## [Provided data]
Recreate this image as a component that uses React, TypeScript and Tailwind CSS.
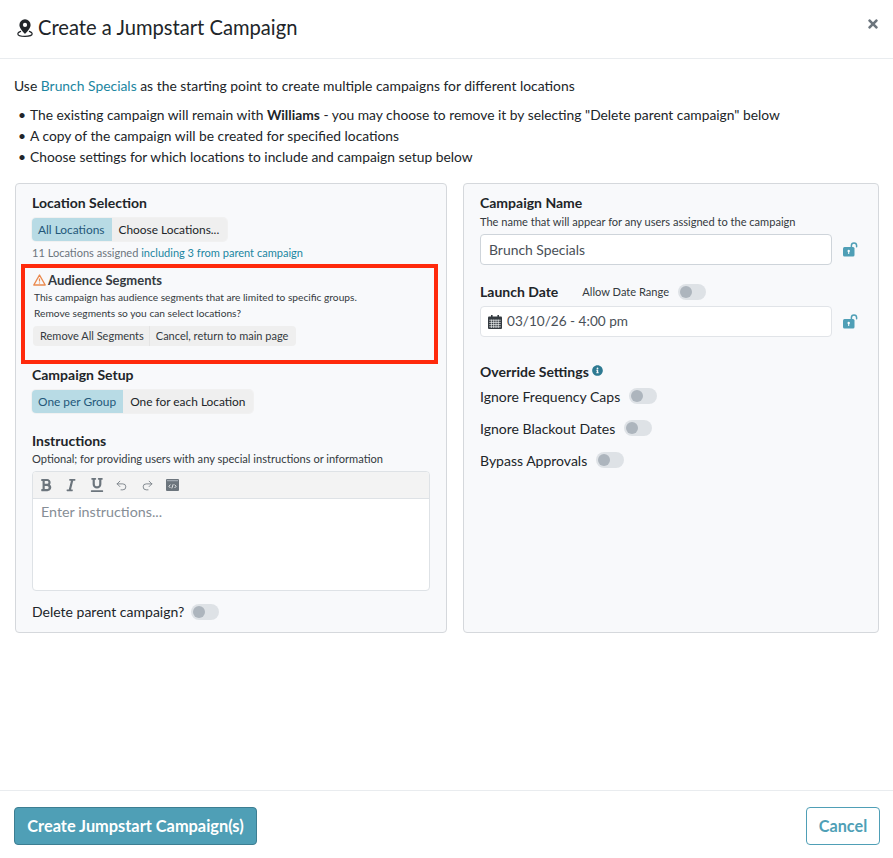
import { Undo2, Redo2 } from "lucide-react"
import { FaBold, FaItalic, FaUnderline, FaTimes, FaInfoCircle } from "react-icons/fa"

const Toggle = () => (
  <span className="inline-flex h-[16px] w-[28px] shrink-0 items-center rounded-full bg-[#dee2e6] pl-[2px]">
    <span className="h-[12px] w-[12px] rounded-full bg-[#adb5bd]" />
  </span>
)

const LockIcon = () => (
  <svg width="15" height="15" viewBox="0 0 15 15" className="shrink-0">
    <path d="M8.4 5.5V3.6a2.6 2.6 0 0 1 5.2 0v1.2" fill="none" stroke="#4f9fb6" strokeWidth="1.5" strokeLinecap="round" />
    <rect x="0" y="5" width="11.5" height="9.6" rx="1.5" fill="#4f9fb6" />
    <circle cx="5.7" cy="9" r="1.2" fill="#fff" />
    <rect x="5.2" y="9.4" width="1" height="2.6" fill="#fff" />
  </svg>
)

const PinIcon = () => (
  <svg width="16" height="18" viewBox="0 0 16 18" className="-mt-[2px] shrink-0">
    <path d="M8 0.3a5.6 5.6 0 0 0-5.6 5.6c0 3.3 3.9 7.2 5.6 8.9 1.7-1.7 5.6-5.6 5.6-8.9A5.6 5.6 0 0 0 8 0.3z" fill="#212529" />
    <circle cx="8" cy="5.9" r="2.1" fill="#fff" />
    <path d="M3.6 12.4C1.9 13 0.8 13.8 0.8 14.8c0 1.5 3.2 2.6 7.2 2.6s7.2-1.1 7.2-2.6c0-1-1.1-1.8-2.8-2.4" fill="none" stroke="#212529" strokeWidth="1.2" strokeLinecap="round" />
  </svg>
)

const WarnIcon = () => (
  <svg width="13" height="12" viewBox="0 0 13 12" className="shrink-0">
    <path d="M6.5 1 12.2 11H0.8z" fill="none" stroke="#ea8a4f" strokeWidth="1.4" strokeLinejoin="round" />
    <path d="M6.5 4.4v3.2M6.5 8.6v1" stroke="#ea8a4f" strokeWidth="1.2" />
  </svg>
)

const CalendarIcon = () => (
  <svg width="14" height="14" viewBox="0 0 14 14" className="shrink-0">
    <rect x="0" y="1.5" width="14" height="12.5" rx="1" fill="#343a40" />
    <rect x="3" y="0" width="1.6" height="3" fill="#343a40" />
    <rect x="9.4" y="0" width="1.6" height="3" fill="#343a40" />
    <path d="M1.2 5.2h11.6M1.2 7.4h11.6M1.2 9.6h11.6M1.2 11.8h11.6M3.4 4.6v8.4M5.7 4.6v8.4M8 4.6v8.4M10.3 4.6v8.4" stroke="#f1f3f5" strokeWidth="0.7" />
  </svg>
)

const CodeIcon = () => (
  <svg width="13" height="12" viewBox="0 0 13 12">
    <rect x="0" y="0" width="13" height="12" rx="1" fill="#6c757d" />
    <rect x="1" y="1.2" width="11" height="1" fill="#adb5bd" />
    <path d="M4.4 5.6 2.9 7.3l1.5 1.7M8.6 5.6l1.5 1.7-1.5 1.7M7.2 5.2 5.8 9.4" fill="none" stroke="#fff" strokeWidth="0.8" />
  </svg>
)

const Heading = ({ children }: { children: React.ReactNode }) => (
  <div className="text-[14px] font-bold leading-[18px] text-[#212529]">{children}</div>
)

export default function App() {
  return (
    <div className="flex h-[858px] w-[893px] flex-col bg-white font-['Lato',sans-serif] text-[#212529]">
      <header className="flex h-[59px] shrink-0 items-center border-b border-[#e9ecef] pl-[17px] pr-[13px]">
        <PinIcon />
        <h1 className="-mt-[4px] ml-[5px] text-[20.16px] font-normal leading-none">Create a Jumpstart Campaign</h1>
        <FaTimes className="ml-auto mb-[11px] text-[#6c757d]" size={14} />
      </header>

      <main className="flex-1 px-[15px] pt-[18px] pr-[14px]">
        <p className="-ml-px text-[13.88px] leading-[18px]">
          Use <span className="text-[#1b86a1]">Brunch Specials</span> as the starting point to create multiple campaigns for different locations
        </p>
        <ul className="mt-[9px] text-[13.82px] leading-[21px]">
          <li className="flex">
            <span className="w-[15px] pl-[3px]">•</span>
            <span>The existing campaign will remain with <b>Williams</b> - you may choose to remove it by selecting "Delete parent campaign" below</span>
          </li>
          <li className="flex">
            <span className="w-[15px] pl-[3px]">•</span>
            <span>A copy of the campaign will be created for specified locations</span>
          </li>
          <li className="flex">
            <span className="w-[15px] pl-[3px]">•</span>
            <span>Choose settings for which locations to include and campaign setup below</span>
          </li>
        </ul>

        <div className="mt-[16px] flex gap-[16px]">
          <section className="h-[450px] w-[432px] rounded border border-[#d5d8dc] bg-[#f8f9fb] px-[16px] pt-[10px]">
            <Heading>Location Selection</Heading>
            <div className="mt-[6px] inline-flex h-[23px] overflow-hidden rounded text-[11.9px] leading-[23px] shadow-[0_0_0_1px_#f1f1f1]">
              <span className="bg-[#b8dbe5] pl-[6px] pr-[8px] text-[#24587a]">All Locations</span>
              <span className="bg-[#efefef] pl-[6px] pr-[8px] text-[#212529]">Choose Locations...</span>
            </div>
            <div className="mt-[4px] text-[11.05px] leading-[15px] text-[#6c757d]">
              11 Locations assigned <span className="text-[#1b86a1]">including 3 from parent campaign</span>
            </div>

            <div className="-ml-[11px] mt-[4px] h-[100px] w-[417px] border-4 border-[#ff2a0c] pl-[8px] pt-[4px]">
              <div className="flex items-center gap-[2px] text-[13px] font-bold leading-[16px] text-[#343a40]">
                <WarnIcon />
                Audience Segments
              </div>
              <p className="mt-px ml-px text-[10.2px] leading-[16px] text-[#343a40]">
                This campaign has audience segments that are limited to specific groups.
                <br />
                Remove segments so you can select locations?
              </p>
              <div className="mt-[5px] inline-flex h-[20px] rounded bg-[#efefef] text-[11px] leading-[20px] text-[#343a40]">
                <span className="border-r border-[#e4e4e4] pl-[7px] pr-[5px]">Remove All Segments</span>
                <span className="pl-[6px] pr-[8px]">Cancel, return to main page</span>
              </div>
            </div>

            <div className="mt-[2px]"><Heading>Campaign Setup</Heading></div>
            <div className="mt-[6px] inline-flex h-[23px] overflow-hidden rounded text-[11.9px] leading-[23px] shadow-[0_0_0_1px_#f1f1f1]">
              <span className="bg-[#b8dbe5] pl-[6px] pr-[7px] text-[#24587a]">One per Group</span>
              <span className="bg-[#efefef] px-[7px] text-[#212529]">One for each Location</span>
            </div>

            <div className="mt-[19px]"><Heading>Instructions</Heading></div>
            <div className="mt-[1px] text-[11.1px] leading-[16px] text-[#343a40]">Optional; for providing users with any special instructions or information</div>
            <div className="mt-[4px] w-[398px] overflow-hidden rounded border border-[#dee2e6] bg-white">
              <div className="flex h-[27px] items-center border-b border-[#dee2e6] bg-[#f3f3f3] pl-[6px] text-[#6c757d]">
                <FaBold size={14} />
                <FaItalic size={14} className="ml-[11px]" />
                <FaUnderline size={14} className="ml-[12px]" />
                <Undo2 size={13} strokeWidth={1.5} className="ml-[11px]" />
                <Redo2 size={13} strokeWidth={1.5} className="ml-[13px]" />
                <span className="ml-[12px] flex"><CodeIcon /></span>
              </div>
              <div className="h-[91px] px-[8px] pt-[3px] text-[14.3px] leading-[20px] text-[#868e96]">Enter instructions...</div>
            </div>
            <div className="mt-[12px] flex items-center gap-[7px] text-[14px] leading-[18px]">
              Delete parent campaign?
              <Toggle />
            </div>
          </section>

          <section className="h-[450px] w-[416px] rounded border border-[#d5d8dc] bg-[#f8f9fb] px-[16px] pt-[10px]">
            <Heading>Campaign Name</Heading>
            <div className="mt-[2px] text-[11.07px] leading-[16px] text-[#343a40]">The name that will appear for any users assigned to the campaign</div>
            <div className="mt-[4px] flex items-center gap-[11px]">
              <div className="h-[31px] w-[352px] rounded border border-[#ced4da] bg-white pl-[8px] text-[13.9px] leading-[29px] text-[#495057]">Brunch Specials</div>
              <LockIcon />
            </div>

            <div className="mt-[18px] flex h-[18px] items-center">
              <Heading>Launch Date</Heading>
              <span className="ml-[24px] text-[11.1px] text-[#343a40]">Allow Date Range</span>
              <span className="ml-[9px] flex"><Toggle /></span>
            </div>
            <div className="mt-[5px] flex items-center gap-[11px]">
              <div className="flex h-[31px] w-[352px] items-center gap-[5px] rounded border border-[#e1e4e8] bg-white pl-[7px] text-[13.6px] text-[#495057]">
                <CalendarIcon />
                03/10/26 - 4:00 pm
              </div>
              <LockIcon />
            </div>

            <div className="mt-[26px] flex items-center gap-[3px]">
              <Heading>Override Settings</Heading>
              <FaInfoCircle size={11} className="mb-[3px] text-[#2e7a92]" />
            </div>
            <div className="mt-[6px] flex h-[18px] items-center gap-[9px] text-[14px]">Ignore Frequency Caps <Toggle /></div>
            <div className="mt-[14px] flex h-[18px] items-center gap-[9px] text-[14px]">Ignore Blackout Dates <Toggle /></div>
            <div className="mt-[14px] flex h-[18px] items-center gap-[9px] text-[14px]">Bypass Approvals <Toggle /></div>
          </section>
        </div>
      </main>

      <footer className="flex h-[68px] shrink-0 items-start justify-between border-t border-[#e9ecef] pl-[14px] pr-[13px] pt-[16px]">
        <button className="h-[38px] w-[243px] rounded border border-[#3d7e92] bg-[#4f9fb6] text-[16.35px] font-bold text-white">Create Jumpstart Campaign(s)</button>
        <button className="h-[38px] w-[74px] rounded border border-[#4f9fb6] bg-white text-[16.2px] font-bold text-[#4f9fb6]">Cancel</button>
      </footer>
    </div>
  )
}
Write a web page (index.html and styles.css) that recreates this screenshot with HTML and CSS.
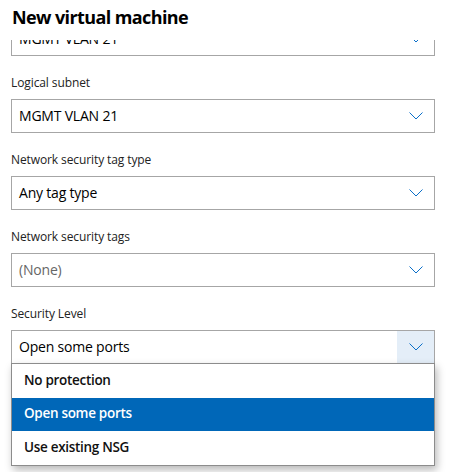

## [Your objective]
Reproduce, word for word, every line from the start of the records down to and including the line with "FaUnderline, FaTimes, FaInfoCircle"; skip the pictures.

## [Answer to the exercise]
Recreate this image as a component that uses React, TypeScript and Tailwind CSS.
import { Undo2, Redo2 } from "lucide-react"
import { FaBold, FaItalic, FaUnderline, FaTimes, FaInfoCircle } from "react-icons/fa"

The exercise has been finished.